En 2018, lorsque le photographe revient sur l’île, c’est pour aller à la rencontre des Saint-Barths et immortaliser ces insulaires à plein temps. Spontanément, François Roelants va leur parler, échanger, les écouter, comprendre et gagner la confiance de ces invisibles. « J’ai pris le temps de frapper aux portes », dit-il. Comme un politique en campagne… Sauf que François Roelants n’a pas de programme à vendre. Il veut juste photographier ces vies, visages, maisons en bout de course, façades tabassées par le soleil et la chaleur qui peut dépasser les 40 degrés en plein été. « Je n’ai essuyé quasiment aucun refus. » Touchés par la démarche et le projet du photographe, les Saint-Barths ont joué le jeu, pris la pose face à l’objectif, tout en restant naturels, sans fards, sans tenues du dimanche… Un travail de reporter pour François Roelants. Un témoignage aussi sur la condition de ceux auxquels on ne donne jamais la parole. Sauf, peut-être, pour savoir ce qu’ils pensent de la tombe « à » Johnny…

« Je voulais un lieu public et pas une galerie »

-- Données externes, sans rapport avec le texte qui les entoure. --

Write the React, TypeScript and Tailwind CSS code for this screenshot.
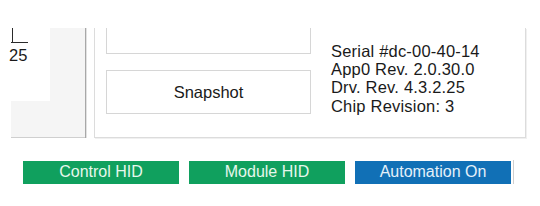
export default function App() {
  return (
    <div className="relative h-[206px] w-[540px] overflow-hidden bg-white font-['Liberation_Sans',Arial,sans-serif] text-[#1a1a1a]">
      {/* page is scrolled: everything above y=28 is cut off */}
      <div className="h-[28px]" />

      <div className="flex h-[110px]">
        {/* left panel (clipped) */}
        <div className="flex w-[86px] flex-col border-r border-[#a8a8a8] shadow-[1px_0_0_#e2e2e2]">
          <div className="flex h-[73px]">
            <div className="w-[50px] bg-white">
              <div className="ml-[11px] h-[15px] w-[17px] border-b-[1.5px] border-[#2a2a2a]">
                <div className="ml-[1px] h-full border-l-[1.5px] border-[#2a2a2a]" />
              </div>
              <div className="ml-[9px] mt-[3px] text-[16.5px] leading-[18px]">25</div>
            </div>
            <div className="flex-1 bg-[#f5f5f5]" />
          </div>
          <div className="ml-[11px] flex-1 border-b border-[#cfcfcf] bg-[#f5f5f5]" />
        </div>

        {/* right panel (clipped) */}
        <div className="ml-[8px] flex w-[432px] border-x border-b border-[#dcdcdc] pl-[11px] shadow-[1px_1px_0_#f0f0f0]">
          <div className="flex w-[205px] flex-col">
            <div className="h-[26px] border-x border-b border-[#d6d6d6]" />
            <button
              type="button"
              className="mt-[16px] h-[44px] w-full border border-[#d6d6d6] bg-white text-[16.5px] text-[#1a1a1a]"
            >
              Snapshot
            </button>
          </div>
          <div className="ml-[20px] pt-[13.5px] text-[16.5px] leading-[18.4px] tracking-[0.2px]">
            <p>Serial #dc-00-40-14</p>
            <p>App0 Rev. 2.0.30.0</p>
            <p>Drv. Rev. 4.3.2.25</p>
            <p>Chip Revision: 3</p>
          </div>
        </div>
      </div>

      {/* status buttons */}
      <div className="ml-[23px] mt-[22px] flex items-center gap-[10px]">
        <div className="flex h-[23px] w-[156px] items-center justify-center bg-[#10a05e] text-[16px] text-[#e6f7ec]">
          Control HID
        </div>
        <div className="flex h-[23px] w-[156px] items-center justify-center bg-[#10a05e] text-[16px] text-[#e6f7ec]">
          Module HID
        </div>
        <div className="flex items-center">
          <div className="flex h-[23px] w-[156px] items-center justify-center bg-[#1170b6] text-[16px] text-[#e4f0fa]">
            Automation On
          </div>
          <div className="ml-[2px] h-[24px] w-px bg-[#cfcfcf]" />
        </div>
      </div>
    </div>
  );
}
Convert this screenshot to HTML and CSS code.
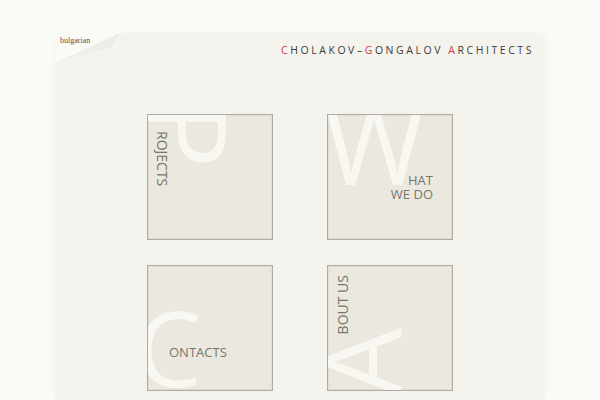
FILE: index.html
```html
<!DOCTYPE html>
<html lang="en">
<head>
<meta charset="utf-8">
<title>Cholakov–Gongalov Architects</title>
<link rel="stylesheet" href="styles.css">
</head>
<body>
<div class="page">
  <svg class="fold" width="66" height="31" viewBox="0 0 66 31" aria-hidden="true">
    <defs>
      <linearGradient id="fg" x1="0" y1="1" x2="1" y2="0">
        <stop offset="0" stop-color="#f2f1ec"/>
        <stop offset="1" stop-color="#ebeae4"/>
      </linearGradient>
    </defs>
    <polygon points="0,0 66,0 0,30" fill="#fafaf7"/>
    <polygon points="0,30 65,0 56,14" fill="url(#fg)"/>
  </svg>
  <header class="header">
    <a class="lang">bulgarian</a>
    <h1 class="title"><span class="red">C</span>HOLAKOV–<span class="red">G</span>ONGALOV <span class="red">A</span>RCHITECTS</h1>
  </header>
  <main class="grid">
    <a class="tile tile-projects">
      <svg class="big" viewBox="0 0 124 124" aria-hidden="true"><text x="-1" y="-13" transform="rotate(90 -1 -13)" font-size="110">P</text></svg>
      <span class="label vert">ROJECTS</span>
    </a>
    <a class="tile tile-what">
      <svg class="big" viewBox="0 0 124 124" aria-hidden="true"><text x="-4" y="70" font-size="109">W</text></svg>
      <span class="label">HAT</span>
      <span class="label">WE DO</span>
    </a>
    <a class="tile tile-contacts">
      <svg class="big" viewBox="0 0 124 124" aria-hidden="true"><text x="-12" y="121" font-size="104">C</text></svg>
      <span class="label">ONTACTS</span>
    </a>
    <a class="tile tile-about">
      <svg class="big" viewBox="0 0 124 124" aria-hidden="true"><text x="74" y="130" transform="rotate(-90 74 130)" font-size="108">A</text></svg>
      <span class="label vert up">BOUT US</span>
    </a>
  </main>
</div>
</body>
</html>
```
FILE: styles.css
```css
html, body {
  margin: 0;
  padding: 0;
}
body {
  background: #fafaf7;
  font-family: "Open Sans", "Liberation Sans", sans-serif;
  overflow: hidden;
}
.page {
  position: relative;
  margin: 33px 0 0 55px;
  width: 490px;
  height: 367px;
  background: #f4f3ee;
  box-shadow: -3px 0 4px rgba(0,0,0,0.015), 3px 0 4px rgba(0,0,0,0.015);
}
.fold {
  position: absolute;
  left: 0;
  top: 0;
  display: block;
}
.header {
  position: relative;
  z-index: 1;
  display: flex;
  justify-content: space-between;
  align-items: flex-start;
  padding: 3px 11px 0 5px;
}
.lang {
  font-family: "Liberation Serif", serif;
  font-size: 8px;
  line-height: 10px;
  color: #555;
}
.title {
  margin: 7px 0 0 0;
  font-weight: normal;
  font-size: 10.5px;
  line-height: 14px;
  letter-spacing: 2.55px;
  color: #3c3c3a;
}
.red {
  color: #d23a47;
}
.grid {
  display: grid;
  grid-template-columns: 126px 126px;
  grid-auto-rows: 126px;
  column-gap: 54px;
  row-gap: 25px;
  justify-content: center;
  margin-top: 57px;
}
.tile {
  position: relative;
  overflow: hidden;
  box-sizing: border-box;
  display: flex;
  border: 1px solid #aeaca2;
  box-shadow: inset 0 0 0 1px #dfddd3;
  background: #ebe9df;
}
.big {
  position: absolute;
  left: 0;
  top: 0;
  width: 124px;
  height: 124px;
  overflow: visible;
  font-family: "Open Sans", sans-serif;
  fill: #f8f7f2;
}
.label {
  position: relative;
  font-size: 13px;
  line-height: 14px;
  color: #77756c;
  white-space: nowrap;
}
.vert {
  writing-mode: vertical-rl;
  font-size: 14px;
}
.tile-projects {
  padding: 16px 0 0 7px;
  align-items: flex-start;
}
.tile-what {
  flex-direction: column;
  align-items: flex-end;
  padding: 58px 19px 0 0;
}
.tile-contacts {
  padding: 79px 0 0 21px;
  align-items: flex-start;
}
.tile-about {
  flex-direction: column;
  justify-content: flex-end;
  align-items: flex-start;
  padding: 0 0 56px 8px;
}
.up {
  transform: rotate(180deg);
}
```
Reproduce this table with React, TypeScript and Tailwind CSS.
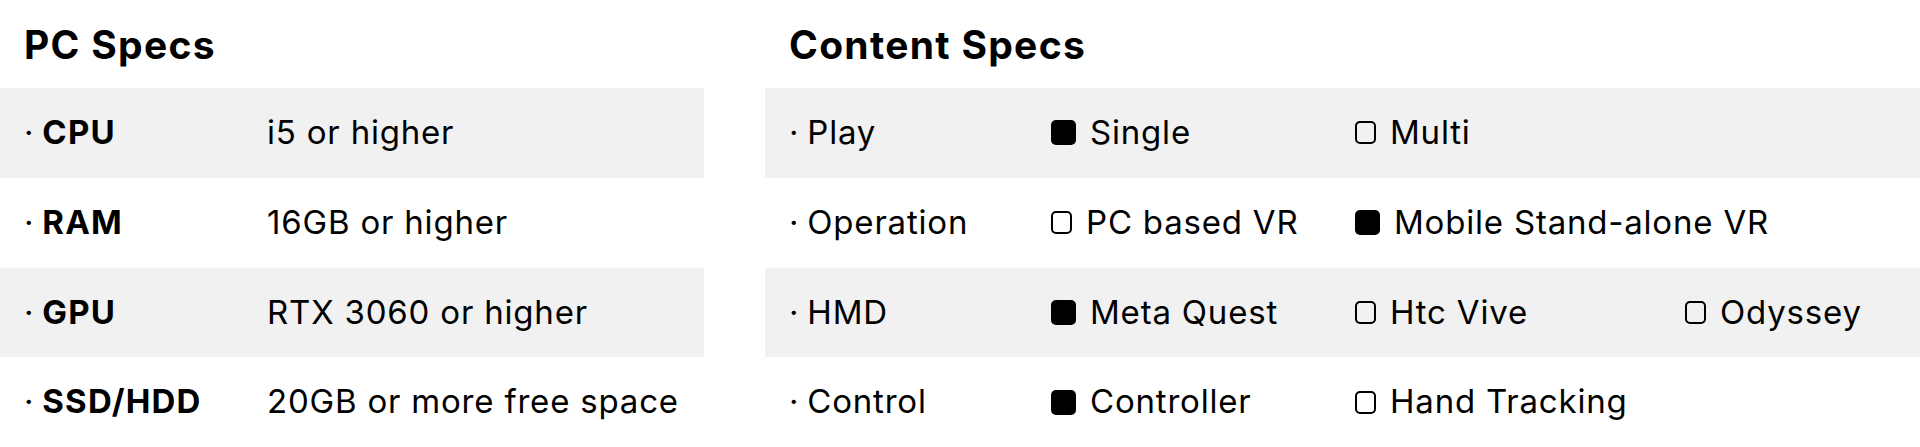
import React from 'react';

type Option = { label: string; checked: boolean };

const pcSpecs = [
  { name: 'CPU', value: 'i5 or higher' },
  { name: 'RAM', value: '16GB or higher' },
  { name: 'GPU', value: 'RTX 3060 or higher' },
  { name: 'SSD/HDD', value: '20GB or more free space' },
];

const contentSpecs: { name: string; options: Option[] }[] = [
  {
    name: 'Play',
    options: [
      { label: 'Single', checked: true },
      { label: 'Multi', checked: false },
    ],
  },
  {
    name: 'Operation',
    options: [
      { label: 'PC based VR', checked: false },
      { label: 'Mobile Stand-alone VR', checked: true },
    ],
  },
  {
    name: 'HMD',
    options: [
      { label: 'Meta Quest', checked: true },
      { label: 'Htc Vive', checked: false },
      { label: 'Odyssey', checked: false },
    ],
  },
  {
    name: 'Control',
    options: [
      { label: 'Controller', checked: true },
      { label: 'Hand Tracking', checked: false },
    ],
  },
];

// option columns start at fixed offsets in the reference
const optionWidths = ['w-[304px]', 'w-[330px]', 'w-auto'];

const CheckMark: React.FC<{ checked: boolean }> = ({ checked }) =>
  checked ? (
    <span className="inline-block w-[25px] h-[25px] rounded-[5px] bg-black shrink-0" />
  ) : (
    <span className="inline-block w-[21px] h-[23px] rounded-[5px] border-2 border-black shrink-0" />
  );

export default function App() {
  return (
    <div
      className="w-[1920px] h-[447px] bg-white text-black flex gap-[61px] overflow-hidden"
      style={{ fontFamily: 'Inter, "Noto Sans", sans-serif' }}
    >
      {/* PC specs */}
      <div className="w-[704px] shrink-0">
        <div className="h-[88px] flex items-center pl-6">
          <h2 className="text-[39px] font-bold leading-none tracking-[1.3px]">PC Specs</h2>
        </div>
        {pcSpecs.map((row, i) => (
          <div
            key={row.name}
            className={`h-[89.75px] flex items-center pl-6 text-[33px] tracking-[0.8px] whitespace-nowrap ${i % 2 === 0 ? 'bg-[#f1f1f1]' : ''}`}
          >
            <div className="w-[243px] flex items-center">
              <span className="mr-[8px]">·</span>
              <span className="font-bold tracking-[1.2px]">{row.name}</span>
            </div>
            <span>{row.value}</span>
          </div>
        ))}
      </div>

      {/* Content specs */}
      <div className="flex-1">
        <div className="h-[88px] flex items-center pl-6">
          <h2 className="text-[39px] font-bold leading-none tracking-[1.3px]">Content Specs</h2>
        </div>
        {contentSpecs.map((row, i) => (
          <div
            key={row.name}
            className={`h-[89.75px] flex items-center pl-6 text-[33px] tracking-[0.8px] whitespace-nowrap ${i % 2 === 0 ? 'bg-[#f1f1f1]' : ''}`}
          >
            <div className="w-[262px] flex items-center">
              <span className="mr-[8px]">·</span>
              <span>{row.name}</span>
            </div>
            {row.options.map((opt, j) => (
              <div key={opt.label} className={`${optionWidths[j]} flex items-center gap-[14px]`}>
                <CheckMark checked={opt.checked} />
                <span>{opt.label}</span>
              </div>
            ))}
          </div>
        ))}
      </div>
    </div>
  );
}
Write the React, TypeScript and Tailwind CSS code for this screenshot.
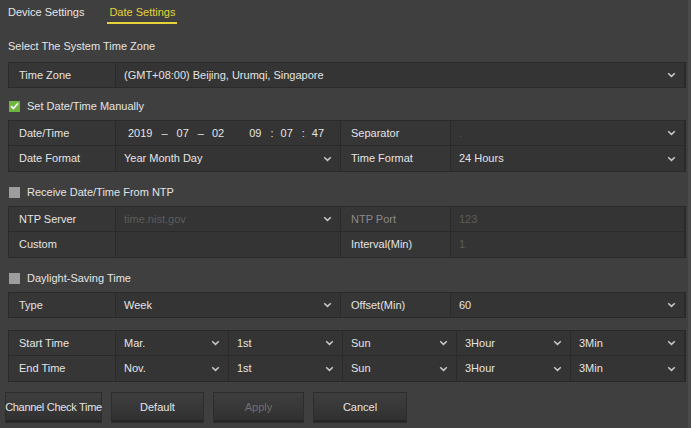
import { ReactNode } from 'react';

interface CellProps {
  children?: ReactNode;
  className?: string;
  caret?: boolean;
  dim?: boolean;
}

function Caret() {
  return (
    <svg width="9" height="6" viewBox="0 0 9 6" className="shrink-0">
      <path d="M1.2 1.2 L4.5 4.4 L7.8 1.2" fill="none" stroke="#c8c8c8" strokeWidth="1.5" />
    </svg>
  );
}

function Label({ children, className = '' }: CellProps) {
  return (
    <div className={`h-full flex items-center pl-[10px] bg-[#363636] border-r border-[#2a2a2a] ${className}`}>
      {children}
    </div>
  );
}

function Value({ children, className = '', caret, dim }: CellProps) {
  return (
    <div
      className={`h-full flex items-center justify-between pl-[8px] pr-[8px] bg-[#343434] border-r border-[#2a2a2a] ${
        dim ? 'text-[#5c5c5c]' : 'text-[#e4e4e4]'
      } ${className}`}
    >
      <span className="whitespace-nowrap">{children}</span>
      {caret && <Caret />}
    </div>
  );
}

function Row({ children, last, h = 'h-[25px]' }: { children: ReactNode; last?: boolean; h?: string }) {
  return <div className={`${h} flex ${last ? '' : 'border-b border-[#2a2a2a]'}`}>{children}</div>;
}

function Table({ children, className = '' }: { children: ReactNode; className?: string }) {
  return (
    <div className={`border border-[#2a2a2a] shadow-[inset_0_1px_0_#3a3a3a] ${className}`}>{children}</div>
  );
}

function CheckLabel({ checked, children }: { checked?: boolean; children: ReactNode }) {
  return (
    <div className="h-[20px] flex items-center gap-[7px] pl-[1px]">
      {checked ? (
        <div className="w-[11px] h-[11px] bg-[#6fb43f] flex items-center justify-center">
          <svg width="9" height="8" viewBox="0 0 9 8">
            <path d="M1 4.2 L3.4 6.5 L8 1.2" fill="none" stroke="#ffffff" strokeWidth="1.6" />
          </svg>
        </div>
      ) : (
        <div className="w-[11px] h-[11px] bg-[#9d9d9d]" />
      )}
      <span>{children}</span>
    </div>
  );
}

function Btn({ children, w, disabled }: { children: ReactNode; w: string; disabled?: boolean }) {
  return (
    <div
      className={`${w} h-[31px] flex items-center justify-center whitespace-nowrap border border-[#2c2c2c] bg-gradient-to-b from-[#3e3e3e] to-[#303030] shadow-[inset_0_-2px_0_#262626] ${
        disabled ? 'text-[#707070]' : 'text-[#e4e4e4]'
      }`}
    >
      {children}
    </div>
  );
}

export default function App() {
  return (
    <div
      className="w-[691px] h-[428px] bg-[#3f3f3f] text-[#e4e4e4] text-[11px] overflow-hidden border-r-[3px] border-[#4a4a4a]"
      style={{ fontFamily: '"Liberation Sans", Arial, sans-serif' }}
    >
      {/* Tabs */}
      <div className="h-[36px] flex items-start pt-[5px] pl-[8px]">
        <div className="h-[15px] flex items-center">Device Settings</div>
        <div className="ml-[23px] flex flex-col items-center">
          <div className="h-[15px] flex items-center text-[#e6d33a]">Date Settings</div>
          <div className="mt-[2px] h-[2px] w-[70px] bg-[#e6d33a]" />
        </div>
      </div>

      <div className="pl-[8px] pr-[2px]">
        <div className="h-[20px] flex items-center">Select The System Time Zone</div>

        <Table className="mt-[6px]">
          <Row last h="h-[24px]">
            <Label className="w-[107px]">Time Zone</Label>
            <Value className="flex-1" caret>
              (GMT+08:00) Beijing, Urumqi, Singapore
            </Value>
          </Row>
        </Table>

        <div className="mt-[8px]">
          <CheckLabel checked>Set Date/Time Manually</CheckLabel>
        </div>

        <Table className="mt-[4px]">
          <Row>
            <Label className="w-[107px]">Date/Time</Label>
            <Value className="w-[225px]">
              <span className="inline-flex">
                <span className="ml-[4px]">2019</span>
                <span className="ml-[9px]">–</span>
                <span className="ml-[9px]">07</span>
                <span className="ml-[9px]">–</span>
                <span className="ml-[8px]">02</span>
                <span className="ml-[25px]">09</span>
                <span className="ml-[9px]">:</span>
                <span className="ml-[7px]">07</span>
                <span className="ml-[9px]">:</span>
                <span className="ml-[7px]">47</span>
              </span>
            </Value>
            <Label className="w-[110px]">Separator</Label>
            <Value className="flex-1" caret dim>
              .
            </Value>
          </Row>
          <Row last>
            <Label className="w-[107px]">Date Format</Label>
            <Value className="w-[225px]" caret>
              Year Month Day
            </Value>
            <Label className="w-[110px]">Time Format</Label>
            <Value className="flex-1" caret>
              24 Hours
            </Value>
          </Row>
        </Table>

        <div className="mt-[10px]">
          <CheckLabel>Receive Date/Time From NTP</CheckLabel>
        </div>

        <Table className="mt-[4px]">
          <Row>
            <Label className="w-[107px]">NTP Server</Label>
            <Value className="w-[225px]" caret dim>
              time.nist.gov
            </Value>
            <Label className="w-[110px] text-[#8a8a8a]">NTP Port</Label>
            <Value className="flex-1" dim>
              123
            </Value>
          </Row>
          <Row last>
            <Label className="w-[107px]">Custom</Label>
            <Value className="w-[225px]" dim />
            <Label className="w-[110px]">Interval(Min)</Label>
            <Value className="flex-1" dim>
              1
            </Value>
          </Row>
        </Table>

        <div className="mt-[10px]">
          <CheckLabel>Daylight-Saving Time</CheckLabel>
        </div>

        <Table className="mt-[4px]">
          <Row last h="h-[24px]">
            <Label className="w-[107px]">Type</Label>
            <Value className="w-[225px]" caret>
              Week
            </Value>
            <Label className="w-[110px]">Offset(Min)</Label>
            <Value className="flex-1" caret>
              60
            </Value>
          </Row>
        </Table>

        <Table className="mt-[12px]">
          <Row>
            <Label className="w-[107px]">Start Time</Label>
            <Value className="w-[113px]" caret>Mar.</Value>
            <Value className="w-[114px]" caret>1st</Value>
            <Value className="w-[114px]" caret>Sun</Value>
            <Value className="w-[114px]" caret>3Hour</Value>
            <Value className="flex-1" caret>3Min</Value>
          </Row>
          <Row last>
            <Label className="w-[107px]">End Time</Label>
            <Value className="w-[113px]" caret>Nov.</Value>
            <Value className="w-[114px]" caret>1st</Value>
            <Value className="w-[114px]" caret>Sun</Value>
            <Value className="w-[114px]" caret>3Hour</Value>
            <Value className="flex-1" caret>3Min</Value>
          </Row>
        </Table>
      </div>

      <div className="mt-[10px] pl-[5px] flex gap-[9px]">
        <Btn w="w-[97px]">
          <span className="tracking-[-0.3px]">Channel Check Time</span>
        </Btn>
        <Btn w="w-[93px]">Default</Btn>
        <Btn w="w-[91px]" disabled>
          Apply
        </Btn>
        <Btn w="w-[94px]">Cancel</Btn>
      </div>
    </div>
  );
}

Les images rapportées par François Roelants sont accrochées jusqu’au 28 juin 2021 à l’Orangerie du Sénat. « Je voulais un lieu public et pas une galerie, car mon travail n’a rien à voir avec de l’art », explique le photographe. En effet, c’est un regard posé, un constat, un hommage à celles et ceux qui restent sur l’île. « Leur » île. François Roelants a d’ailleurs donné sa série d’images à la collectivité de Saint-Barth. Elles sont exposées en permanence au musée territorial, dans le bâtiment de la Wall House, à Gustavia. Beauté d’un geste.

 


 

Formé sur le tard et sur le tas...

Ado, il prenait déjà des photos. Après son bac, François Roelants souhaitait même intégrer l’École nationale supérieure de la photographie d’Arles. « Mais mes parents voulaient que je fasse des études qui me donneraient un vrai métier. » Alors il va décrocher le concours d’entrée à Sciences Po Aix. Originaire du Nord de la France, il va se rapprocher d’Arles à sa façon, avec l’appareil photo que ses parents lui ont offert « pour mes 18 ans ». Appareil dont il va user, abuser, notamment pour shooter Aix. Une fois diplômé, François Roelants pose ses valises à Paris. Il met la photo entre parenthèses pour travailler dans les relations presse et l’événementiel. Mais chassez le naturel, il revient au galop… A l’automne 2015, il a 36 ans et s’inscrit à l’Ecole de l’Image des Gobelins, « pour m’initier à la technique de la photo ». Une formation aux allures d’immersion : en trois mois, il apprend ce que d’autres maîtrisent en plusieurs années. « Après, c’est la pratique qui fait la différence. » Aujourd’hui, il collabore à plusieurs titres de la presse magazine.

 


 

« Les Saint-Barths », de François Roelants, jusqu’au 28 juin 2021 à l’Orangerie du Sénat. Jardin du Luxembourg : entrée par le 19 bis rue de Vaugirard, Paris 6e. Tous les jours de 11h à 20h.

Catalogue de l’expo, en édition limitée à 800 exemplaires : 50 euros.